Directive: In the data below, find every line with the string "React" and pull it out.
>> begin
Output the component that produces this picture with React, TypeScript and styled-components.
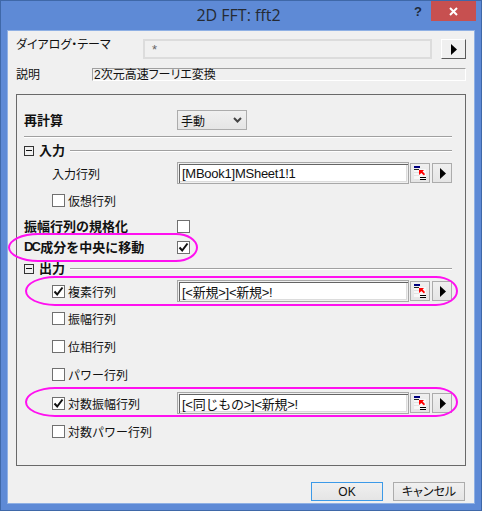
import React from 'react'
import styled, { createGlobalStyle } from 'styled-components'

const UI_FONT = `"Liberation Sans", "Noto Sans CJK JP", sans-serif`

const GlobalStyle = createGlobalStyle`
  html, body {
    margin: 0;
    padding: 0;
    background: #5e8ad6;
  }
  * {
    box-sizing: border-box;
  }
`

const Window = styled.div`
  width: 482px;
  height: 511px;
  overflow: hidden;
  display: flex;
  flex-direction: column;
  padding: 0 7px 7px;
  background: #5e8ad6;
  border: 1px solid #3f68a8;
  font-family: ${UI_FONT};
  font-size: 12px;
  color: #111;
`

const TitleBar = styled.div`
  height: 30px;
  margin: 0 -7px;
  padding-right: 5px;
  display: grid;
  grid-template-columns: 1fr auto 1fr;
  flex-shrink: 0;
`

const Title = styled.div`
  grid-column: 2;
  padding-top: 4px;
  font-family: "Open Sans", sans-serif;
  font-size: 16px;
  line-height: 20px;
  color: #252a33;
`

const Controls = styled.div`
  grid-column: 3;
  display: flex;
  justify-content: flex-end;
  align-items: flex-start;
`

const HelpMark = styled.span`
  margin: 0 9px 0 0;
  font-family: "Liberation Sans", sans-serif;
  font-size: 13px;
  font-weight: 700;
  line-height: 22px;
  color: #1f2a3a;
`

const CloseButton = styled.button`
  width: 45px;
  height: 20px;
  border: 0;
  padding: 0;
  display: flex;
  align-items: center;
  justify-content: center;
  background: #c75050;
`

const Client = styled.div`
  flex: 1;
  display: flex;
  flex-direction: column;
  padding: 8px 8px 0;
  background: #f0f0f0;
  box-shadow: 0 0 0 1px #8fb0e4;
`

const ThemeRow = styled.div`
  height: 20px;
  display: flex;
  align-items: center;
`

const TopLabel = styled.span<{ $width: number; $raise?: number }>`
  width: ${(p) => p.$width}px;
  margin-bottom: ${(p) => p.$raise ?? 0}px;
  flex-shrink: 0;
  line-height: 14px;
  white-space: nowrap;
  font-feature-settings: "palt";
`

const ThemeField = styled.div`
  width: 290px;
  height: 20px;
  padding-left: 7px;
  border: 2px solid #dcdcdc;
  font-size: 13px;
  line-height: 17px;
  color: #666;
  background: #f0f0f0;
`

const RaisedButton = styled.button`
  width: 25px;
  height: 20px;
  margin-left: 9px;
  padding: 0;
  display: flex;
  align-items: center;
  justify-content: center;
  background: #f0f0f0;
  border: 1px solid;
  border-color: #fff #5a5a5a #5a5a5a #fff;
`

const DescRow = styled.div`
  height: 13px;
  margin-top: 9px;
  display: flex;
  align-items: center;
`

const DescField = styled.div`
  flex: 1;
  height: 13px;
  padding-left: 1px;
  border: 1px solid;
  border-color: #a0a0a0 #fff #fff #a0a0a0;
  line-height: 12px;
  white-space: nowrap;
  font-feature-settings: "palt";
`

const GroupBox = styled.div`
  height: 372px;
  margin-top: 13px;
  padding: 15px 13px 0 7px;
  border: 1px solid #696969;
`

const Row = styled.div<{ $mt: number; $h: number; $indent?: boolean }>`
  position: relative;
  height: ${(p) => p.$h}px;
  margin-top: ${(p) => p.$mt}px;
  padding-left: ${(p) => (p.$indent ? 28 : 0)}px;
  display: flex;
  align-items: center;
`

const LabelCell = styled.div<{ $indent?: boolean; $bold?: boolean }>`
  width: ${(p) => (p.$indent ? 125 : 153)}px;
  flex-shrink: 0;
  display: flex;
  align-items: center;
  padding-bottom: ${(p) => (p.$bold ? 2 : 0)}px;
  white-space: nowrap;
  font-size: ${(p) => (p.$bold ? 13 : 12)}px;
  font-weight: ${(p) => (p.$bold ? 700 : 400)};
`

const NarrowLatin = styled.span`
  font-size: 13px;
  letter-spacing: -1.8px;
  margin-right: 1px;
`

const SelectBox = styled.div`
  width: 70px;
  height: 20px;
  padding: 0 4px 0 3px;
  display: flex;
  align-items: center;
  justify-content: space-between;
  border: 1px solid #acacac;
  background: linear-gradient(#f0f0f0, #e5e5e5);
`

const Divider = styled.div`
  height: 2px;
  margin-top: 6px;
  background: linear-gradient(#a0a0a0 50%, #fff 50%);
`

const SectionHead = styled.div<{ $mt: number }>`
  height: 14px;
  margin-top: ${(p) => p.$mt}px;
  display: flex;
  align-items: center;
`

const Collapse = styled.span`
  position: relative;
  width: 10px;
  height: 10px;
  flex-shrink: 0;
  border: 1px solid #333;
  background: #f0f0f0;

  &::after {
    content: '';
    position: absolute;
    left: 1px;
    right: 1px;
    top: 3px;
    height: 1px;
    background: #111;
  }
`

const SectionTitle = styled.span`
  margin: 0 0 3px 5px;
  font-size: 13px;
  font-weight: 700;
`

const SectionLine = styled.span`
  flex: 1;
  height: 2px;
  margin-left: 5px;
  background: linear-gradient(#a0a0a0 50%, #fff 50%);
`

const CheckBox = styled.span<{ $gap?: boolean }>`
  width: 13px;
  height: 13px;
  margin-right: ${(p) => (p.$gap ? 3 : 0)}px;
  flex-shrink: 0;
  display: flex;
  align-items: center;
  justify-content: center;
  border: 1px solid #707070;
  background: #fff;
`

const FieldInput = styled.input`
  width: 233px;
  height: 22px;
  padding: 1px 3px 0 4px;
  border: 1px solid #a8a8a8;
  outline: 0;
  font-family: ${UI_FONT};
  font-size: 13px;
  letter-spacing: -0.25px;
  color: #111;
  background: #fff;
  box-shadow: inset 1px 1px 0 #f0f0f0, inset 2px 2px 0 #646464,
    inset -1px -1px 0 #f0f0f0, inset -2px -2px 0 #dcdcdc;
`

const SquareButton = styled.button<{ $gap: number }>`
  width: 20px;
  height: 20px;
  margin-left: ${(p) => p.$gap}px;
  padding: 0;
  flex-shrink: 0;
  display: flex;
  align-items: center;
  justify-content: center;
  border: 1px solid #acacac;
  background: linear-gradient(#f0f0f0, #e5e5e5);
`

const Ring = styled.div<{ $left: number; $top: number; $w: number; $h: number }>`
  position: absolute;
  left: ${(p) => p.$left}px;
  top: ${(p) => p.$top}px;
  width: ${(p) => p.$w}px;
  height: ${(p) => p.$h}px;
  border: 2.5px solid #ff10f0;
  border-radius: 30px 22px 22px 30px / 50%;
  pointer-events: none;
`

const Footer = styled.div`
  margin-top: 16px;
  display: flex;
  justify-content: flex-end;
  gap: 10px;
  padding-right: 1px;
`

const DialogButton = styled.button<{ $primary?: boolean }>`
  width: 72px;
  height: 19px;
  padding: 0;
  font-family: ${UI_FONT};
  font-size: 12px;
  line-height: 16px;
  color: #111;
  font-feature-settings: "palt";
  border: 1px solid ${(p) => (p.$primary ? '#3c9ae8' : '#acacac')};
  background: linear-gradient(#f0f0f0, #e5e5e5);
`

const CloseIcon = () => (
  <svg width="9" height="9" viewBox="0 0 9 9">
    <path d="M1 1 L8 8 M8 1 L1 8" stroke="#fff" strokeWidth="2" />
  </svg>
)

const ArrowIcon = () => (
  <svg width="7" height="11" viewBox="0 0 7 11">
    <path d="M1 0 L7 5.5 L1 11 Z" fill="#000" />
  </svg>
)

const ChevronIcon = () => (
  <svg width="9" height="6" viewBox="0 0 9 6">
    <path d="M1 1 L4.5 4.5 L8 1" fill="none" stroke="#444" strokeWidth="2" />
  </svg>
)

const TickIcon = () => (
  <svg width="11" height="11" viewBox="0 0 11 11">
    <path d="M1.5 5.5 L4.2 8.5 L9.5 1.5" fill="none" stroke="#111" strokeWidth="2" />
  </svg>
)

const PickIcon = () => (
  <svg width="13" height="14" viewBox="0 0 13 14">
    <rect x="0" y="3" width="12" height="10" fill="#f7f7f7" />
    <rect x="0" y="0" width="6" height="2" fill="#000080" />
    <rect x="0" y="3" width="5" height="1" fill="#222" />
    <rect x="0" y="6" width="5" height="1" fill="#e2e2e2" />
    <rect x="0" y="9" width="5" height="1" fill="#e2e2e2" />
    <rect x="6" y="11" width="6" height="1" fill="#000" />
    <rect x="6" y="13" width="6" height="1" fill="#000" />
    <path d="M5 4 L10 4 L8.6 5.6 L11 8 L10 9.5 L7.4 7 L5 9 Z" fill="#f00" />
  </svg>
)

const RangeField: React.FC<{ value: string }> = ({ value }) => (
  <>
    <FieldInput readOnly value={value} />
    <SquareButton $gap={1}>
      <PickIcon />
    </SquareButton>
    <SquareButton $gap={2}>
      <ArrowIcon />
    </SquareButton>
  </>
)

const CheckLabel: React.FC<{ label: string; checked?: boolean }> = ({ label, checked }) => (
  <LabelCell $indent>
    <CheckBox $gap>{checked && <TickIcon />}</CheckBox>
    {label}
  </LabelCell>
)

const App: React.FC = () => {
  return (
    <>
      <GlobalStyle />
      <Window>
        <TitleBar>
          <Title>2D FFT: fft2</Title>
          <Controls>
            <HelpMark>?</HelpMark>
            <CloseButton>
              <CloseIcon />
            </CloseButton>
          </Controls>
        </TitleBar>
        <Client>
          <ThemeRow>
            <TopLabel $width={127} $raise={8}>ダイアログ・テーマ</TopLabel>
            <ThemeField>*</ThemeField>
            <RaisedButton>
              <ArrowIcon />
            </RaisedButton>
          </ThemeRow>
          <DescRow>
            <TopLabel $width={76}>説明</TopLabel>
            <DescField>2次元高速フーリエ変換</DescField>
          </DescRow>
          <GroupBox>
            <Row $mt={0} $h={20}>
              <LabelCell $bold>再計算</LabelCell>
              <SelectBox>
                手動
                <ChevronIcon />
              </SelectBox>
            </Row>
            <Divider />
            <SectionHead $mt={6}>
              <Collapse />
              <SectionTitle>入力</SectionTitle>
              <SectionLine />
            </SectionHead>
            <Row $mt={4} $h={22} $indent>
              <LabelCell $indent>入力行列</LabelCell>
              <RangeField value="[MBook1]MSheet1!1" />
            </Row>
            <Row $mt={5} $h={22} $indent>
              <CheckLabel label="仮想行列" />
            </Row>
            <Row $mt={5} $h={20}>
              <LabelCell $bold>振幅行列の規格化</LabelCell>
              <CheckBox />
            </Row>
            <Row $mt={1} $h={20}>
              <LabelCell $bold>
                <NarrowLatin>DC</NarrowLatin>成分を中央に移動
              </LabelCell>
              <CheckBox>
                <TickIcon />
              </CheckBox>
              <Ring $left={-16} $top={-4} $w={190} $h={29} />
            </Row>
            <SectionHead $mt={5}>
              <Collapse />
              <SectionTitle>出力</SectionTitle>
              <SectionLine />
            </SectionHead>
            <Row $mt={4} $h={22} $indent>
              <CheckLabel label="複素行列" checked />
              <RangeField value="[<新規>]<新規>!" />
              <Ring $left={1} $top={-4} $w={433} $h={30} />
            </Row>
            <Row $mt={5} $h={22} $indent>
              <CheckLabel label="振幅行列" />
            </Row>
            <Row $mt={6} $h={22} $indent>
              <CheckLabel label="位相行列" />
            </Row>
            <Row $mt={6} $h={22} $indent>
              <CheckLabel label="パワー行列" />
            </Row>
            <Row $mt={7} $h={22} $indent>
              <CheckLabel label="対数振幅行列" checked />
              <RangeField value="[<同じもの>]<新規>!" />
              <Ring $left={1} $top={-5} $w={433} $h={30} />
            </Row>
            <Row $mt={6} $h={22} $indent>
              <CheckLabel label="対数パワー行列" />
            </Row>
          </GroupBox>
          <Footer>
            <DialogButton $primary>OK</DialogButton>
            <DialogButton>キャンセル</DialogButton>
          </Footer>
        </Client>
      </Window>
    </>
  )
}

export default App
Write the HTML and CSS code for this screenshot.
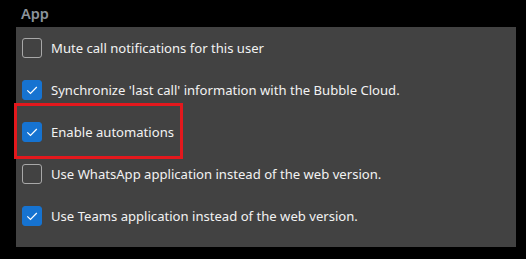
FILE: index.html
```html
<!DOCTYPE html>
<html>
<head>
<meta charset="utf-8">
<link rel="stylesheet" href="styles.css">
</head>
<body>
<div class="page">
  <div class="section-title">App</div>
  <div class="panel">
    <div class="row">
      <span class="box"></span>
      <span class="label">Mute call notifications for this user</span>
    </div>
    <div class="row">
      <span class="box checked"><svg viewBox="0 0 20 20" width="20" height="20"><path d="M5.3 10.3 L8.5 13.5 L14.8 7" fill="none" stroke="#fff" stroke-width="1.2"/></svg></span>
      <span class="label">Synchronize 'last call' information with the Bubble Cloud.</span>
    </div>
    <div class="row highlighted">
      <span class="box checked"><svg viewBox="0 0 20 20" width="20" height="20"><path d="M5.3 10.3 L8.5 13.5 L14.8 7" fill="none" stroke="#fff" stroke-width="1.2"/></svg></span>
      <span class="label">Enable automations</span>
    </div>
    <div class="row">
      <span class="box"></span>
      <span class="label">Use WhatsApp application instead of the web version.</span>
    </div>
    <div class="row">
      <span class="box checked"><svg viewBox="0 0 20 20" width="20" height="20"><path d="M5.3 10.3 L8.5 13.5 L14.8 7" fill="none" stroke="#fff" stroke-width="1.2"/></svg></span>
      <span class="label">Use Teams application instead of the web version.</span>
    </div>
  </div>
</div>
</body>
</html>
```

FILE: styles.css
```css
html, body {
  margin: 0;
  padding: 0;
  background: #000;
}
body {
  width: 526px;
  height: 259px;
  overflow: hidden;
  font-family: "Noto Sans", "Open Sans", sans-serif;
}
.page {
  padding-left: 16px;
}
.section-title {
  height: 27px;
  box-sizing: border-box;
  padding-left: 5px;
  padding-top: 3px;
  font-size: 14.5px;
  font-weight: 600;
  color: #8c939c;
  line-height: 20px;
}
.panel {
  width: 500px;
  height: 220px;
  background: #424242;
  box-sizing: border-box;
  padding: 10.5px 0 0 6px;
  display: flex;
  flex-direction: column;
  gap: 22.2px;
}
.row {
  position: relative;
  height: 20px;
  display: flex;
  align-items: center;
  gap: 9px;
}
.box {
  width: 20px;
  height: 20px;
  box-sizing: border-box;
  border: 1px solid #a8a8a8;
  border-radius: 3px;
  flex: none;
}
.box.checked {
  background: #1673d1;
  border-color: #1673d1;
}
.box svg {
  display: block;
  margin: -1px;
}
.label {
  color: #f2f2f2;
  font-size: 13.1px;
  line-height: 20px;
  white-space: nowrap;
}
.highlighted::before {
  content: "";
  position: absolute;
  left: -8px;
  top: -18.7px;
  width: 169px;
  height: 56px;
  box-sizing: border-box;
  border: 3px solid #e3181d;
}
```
>> end
Solution for this problem:
Output the component that produces this picture with React, TypeScript and styled-components.
import React from 'react'
const RangeField: React.FC<{ value: string }> = ({ value }) => (
const CheckLabel: React.FC<{ label: string; checked?: boolean }> = ({ label, checked }) => (
const App: React.FC = () => {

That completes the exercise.